And at that very moment, we were surrounded by them.
I usually don't start conversations with strangers, but here we were at the coffee shop within a five minute walk from my house. I had driven, of course. But it was my hood. If anything, these were my homies. Besides, the bastard was staring at me.
"Heading up the hill?" I asked the mountain biker.
"Just coming back," he said.
"Thanks. Sucks gas like a mother, though."
"And with gas nearly $4 a gallon..." I said, trying to sympathize, but he just looked at me as if I had suddenly steered the conversation to an analysis of the economic system of ancient Athens. His body tensed. He set his jaw.

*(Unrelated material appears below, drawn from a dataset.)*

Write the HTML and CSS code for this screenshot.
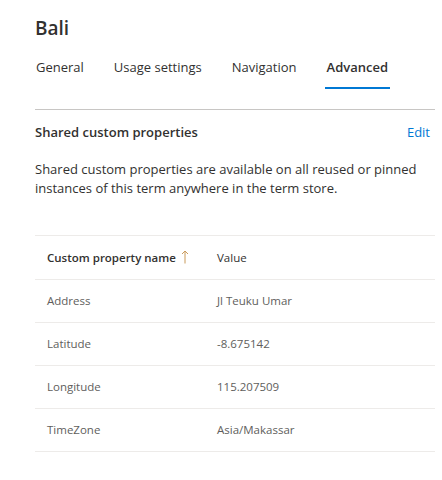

I said, "I mean, gas is almost as expensive as milk."
Once we crossed into the realm of jokedom, all was well. He relaxed and smiled. The Ferrari guy piped in he'd seen something in the newspaper, some political wag complaining that a gallon of gas still wasn't as expensive as a gallon of latte.
"Once that happens, we're in trouble, eh?" I said, smiling. But both Ferrari and Lamborghini guys just looked at me, puzzled.
By then the hand crafting of my latte was complete and my name was called. I picked up my cup and gave my regards to the Italian car drivers. "Gas is cheaper, but doesn't taste as good," I said.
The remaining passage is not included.